À un moment donné, Rose-Aimée cite une expression d’une autrice Marie-Pierre Duval, tirée du livre Au pays du désespoir tranquille qui utilise l’expression « domestication » pour parler d’une certaine docilité sociétale causée par le désir de performance. Un motif d’action qui nous pousse à nous soumettre au mérite d’être considéré aux yeux de l’autre. Être acceptable. Être considéré. Être aimé. « C’est tellement inspirant, dit-elle, Françoise arrive à se débarrasser des vernis qui nous collent dessus pour bien paraître, pour briller. »
À l’entendre, clandestinement, nous faisons une petite virée introspective dans les superpositions de notre image… Ça y est. On réfléchit. C’est Françoise, même absente, qui soudainement nous donne une leçon.
Rose-Aimée fait l’éloge d’une soif d’apprivoiser ce qu’elle deviendra un jour, ce qui l’attend plus tard lorsqu’elle aussi sera vieille. Et Françoise est un reflet désaltérant. Un modèle de femme vraie, sans filtre, qui a compris qu’à son âge, on ne fait plus dans la dentelle. On rapièce les faux-semblants d’être de bonne humeur pour plaire. On raccommode les excuses qui épargnent les autres parce qu’on a compris qu’on a assez à se pardonner soi-même sans avoir à se responsabiliser pour les malheurs de Pierre, Jean, Jacques.
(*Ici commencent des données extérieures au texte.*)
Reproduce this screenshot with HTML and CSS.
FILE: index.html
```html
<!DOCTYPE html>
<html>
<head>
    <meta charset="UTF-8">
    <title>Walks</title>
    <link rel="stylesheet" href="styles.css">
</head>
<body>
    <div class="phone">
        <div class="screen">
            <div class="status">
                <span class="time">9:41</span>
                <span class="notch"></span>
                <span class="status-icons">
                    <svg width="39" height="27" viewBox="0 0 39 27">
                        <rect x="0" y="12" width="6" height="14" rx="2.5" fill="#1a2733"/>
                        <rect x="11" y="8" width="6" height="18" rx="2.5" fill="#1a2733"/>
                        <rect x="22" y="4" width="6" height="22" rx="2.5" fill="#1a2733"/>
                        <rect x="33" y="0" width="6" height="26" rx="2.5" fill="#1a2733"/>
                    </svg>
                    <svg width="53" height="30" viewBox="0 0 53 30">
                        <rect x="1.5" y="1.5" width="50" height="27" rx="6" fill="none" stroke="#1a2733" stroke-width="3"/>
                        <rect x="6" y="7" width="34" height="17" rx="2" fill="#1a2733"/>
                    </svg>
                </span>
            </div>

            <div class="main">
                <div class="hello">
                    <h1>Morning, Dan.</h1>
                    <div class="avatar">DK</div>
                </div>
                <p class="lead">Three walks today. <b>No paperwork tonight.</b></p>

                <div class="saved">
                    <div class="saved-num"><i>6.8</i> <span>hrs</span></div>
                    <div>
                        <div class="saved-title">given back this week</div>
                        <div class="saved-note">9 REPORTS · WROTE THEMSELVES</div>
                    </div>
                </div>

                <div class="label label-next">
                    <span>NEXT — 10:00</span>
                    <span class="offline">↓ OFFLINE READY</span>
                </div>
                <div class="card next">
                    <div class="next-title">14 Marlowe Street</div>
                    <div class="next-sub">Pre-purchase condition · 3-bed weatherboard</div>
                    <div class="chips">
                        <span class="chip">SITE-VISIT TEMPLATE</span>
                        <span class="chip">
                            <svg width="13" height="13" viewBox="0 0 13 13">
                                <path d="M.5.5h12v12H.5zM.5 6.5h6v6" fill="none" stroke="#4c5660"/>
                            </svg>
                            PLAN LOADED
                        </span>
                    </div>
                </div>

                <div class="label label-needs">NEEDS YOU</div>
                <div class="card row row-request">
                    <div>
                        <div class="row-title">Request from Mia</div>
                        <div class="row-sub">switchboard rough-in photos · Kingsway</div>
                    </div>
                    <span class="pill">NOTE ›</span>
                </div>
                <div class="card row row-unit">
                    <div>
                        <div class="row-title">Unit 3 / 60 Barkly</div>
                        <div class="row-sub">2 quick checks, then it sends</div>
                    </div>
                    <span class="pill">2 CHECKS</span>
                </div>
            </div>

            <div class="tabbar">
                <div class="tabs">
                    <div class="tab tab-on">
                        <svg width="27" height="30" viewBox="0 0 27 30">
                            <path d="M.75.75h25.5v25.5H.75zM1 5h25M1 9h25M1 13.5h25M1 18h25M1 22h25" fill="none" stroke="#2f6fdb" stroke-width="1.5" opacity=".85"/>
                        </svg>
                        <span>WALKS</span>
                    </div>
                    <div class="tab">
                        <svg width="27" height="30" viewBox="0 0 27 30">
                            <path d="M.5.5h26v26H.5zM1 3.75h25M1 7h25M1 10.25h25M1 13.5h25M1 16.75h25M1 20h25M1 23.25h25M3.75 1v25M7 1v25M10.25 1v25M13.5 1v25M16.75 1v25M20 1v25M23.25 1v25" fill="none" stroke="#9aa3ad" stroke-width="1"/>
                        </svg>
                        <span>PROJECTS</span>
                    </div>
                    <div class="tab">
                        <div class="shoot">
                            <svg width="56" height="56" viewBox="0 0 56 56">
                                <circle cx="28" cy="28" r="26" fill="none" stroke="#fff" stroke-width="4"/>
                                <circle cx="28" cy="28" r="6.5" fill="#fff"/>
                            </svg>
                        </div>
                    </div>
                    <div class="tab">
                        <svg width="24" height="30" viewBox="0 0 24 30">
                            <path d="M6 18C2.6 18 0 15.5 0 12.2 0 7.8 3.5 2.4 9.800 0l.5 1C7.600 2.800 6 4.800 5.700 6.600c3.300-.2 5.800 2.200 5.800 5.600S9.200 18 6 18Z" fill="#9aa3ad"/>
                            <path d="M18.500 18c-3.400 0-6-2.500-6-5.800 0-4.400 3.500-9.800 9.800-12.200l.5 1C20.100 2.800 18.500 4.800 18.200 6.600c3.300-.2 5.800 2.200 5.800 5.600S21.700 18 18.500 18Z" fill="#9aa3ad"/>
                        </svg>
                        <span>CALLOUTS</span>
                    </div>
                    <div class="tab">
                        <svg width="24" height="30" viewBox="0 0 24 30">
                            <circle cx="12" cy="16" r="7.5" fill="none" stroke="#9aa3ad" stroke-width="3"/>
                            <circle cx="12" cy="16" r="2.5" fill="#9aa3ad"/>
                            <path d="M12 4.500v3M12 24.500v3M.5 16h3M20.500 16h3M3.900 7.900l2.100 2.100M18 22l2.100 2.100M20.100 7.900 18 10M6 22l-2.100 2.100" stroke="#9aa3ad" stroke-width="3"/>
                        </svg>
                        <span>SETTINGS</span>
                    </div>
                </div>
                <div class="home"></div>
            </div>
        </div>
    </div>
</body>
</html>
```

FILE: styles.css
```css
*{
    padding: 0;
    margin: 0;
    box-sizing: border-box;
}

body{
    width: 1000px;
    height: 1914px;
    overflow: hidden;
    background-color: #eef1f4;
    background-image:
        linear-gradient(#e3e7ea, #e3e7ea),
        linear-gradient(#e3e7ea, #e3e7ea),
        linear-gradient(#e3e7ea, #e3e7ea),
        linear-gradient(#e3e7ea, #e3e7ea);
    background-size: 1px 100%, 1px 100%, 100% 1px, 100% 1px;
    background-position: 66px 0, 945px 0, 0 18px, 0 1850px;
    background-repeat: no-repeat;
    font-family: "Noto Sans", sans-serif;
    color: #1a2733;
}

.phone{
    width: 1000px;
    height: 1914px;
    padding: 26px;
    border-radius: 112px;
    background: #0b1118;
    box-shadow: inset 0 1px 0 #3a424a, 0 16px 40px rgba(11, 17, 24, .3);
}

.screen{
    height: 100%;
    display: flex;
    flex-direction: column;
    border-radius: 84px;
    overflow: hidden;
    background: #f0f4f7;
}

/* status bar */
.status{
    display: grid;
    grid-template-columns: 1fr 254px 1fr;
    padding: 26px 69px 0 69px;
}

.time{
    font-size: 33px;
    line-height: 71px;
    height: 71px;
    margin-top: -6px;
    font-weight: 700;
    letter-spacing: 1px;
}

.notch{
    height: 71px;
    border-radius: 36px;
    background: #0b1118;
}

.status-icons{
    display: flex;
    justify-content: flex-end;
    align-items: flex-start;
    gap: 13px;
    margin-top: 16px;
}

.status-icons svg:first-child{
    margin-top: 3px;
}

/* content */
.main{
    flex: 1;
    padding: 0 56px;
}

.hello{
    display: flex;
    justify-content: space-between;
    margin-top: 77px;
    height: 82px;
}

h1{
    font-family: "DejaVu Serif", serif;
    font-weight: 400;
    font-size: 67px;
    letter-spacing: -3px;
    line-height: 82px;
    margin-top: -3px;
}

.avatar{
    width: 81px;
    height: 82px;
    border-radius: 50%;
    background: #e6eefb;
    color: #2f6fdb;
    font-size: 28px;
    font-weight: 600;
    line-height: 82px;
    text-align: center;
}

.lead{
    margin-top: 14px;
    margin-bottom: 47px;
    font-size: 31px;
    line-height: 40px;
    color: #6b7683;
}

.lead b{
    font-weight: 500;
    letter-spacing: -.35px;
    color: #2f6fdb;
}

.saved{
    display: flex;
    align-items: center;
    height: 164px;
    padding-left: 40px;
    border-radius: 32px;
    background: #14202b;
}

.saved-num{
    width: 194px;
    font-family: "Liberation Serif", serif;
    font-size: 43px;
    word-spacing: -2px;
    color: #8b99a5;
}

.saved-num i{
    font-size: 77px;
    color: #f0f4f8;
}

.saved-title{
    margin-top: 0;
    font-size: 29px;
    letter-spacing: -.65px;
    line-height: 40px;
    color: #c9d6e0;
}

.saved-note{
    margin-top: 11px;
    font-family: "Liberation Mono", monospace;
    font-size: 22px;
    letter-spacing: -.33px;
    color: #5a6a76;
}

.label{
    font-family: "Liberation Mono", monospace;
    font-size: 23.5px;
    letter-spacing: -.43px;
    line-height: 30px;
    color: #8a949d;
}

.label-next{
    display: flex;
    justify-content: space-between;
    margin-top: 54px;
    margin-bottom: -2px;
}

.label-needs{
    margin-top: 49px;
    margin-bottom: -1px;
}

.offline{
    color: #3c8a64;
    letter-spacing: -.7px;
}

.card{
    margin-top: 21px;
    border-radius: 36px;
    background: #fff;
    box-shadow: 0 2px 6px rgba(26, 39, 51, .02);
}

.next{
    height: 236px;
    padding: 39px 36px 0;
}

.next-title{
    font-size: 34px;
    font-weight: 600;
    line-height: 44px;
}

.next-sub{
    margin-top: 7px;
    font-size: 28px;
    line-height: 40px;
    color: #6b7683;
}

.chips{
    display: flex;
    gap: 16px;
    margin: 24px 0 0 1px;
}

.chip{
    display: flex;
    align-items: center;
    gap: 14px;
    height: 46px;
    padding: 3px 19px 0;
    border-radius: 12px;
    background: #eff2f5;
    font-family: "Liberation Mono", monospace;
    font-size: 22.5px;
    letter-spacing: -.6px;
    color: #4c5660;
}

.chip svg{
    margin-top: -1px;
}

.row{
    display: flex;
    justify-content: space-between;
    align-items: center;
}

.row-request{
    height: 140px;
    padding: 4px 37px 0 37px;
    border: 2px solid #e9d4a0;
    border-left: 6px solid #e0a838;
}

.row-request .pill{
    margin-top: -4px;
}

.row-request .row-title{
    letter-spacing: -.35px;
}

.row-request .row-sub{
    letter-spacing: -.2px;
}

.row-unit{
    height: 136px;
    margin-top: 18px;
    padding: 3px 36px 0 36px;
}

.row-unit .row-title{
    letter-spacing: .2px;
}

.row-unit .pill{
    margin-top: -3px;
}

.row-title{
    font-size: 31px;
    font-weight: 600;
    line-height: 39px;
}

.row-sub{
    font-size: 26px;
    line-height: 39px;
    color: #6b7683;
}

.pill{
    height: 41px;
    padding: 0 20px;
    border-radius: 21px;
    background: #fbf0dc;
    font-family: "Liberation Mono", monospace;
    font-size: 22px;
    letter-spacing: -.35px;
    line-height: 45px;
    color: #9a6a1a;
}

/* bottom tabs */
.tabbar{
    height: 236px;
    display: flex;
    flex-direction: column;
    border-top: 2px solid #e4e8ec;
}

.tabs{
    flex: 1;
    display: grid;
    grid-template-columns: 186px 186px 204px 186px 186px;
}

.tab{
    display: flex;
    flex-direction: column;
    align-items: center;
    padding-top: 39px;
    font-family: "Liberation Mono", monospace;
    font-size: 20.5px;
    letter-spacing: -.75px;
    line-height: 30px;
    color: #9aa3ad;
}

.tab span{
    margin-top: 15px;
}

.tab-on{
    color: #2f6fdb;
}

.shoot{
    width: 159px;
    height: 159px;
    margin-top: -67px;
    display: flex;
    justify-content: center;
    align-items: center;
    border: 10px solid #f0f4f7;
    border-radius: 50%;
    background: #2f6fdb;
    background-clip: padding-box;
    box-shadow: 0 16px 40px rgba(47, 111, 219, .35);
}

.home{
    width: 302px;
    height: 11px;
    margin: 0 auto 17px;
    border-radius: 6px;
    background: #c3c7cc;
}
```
Tout comme Françoise, Rose-Aimée ne pense pas avoir d’enfant et inévitablement, ne sachant pas ce que la vie nous réserve, il lui est arrivé de se projeter dans l’avenir avec une certaine crainte d’être un « boulet » pour les autres. L’existence des Petits Frères est rassurante, savoir qu’on peut compter sur la bonté et la disponibilité des gens, de la société pour assurer une présence, un accompagnement permettant de desserrer la solitude des personnes âgées, c’est une pierre d’assise sur laquelle s’appuie l’espoir de vieillir dignement.
« On devrait tous prendre conscience qu’on vit ensemble, exprime-t-elle, qu’on devrait prendre soin des autres comme un filet social, ça nous apporte à tous d’être plus heureux, ensemble. »
Merci, Rose-Aimée, pour cette odyssée existentialiste. Une douce réflexion philosophique sur le sens de la vérité et de l’authenticité, cette sagesse inestimable qu’ont développée les personnes aînées à force de vivre. Des années de doute et de combat pour être vraiment soi-même. Nous devrions tous avoir une Françoise tôt sur notre route pour apprendre à vivre mieux, plus longtemps.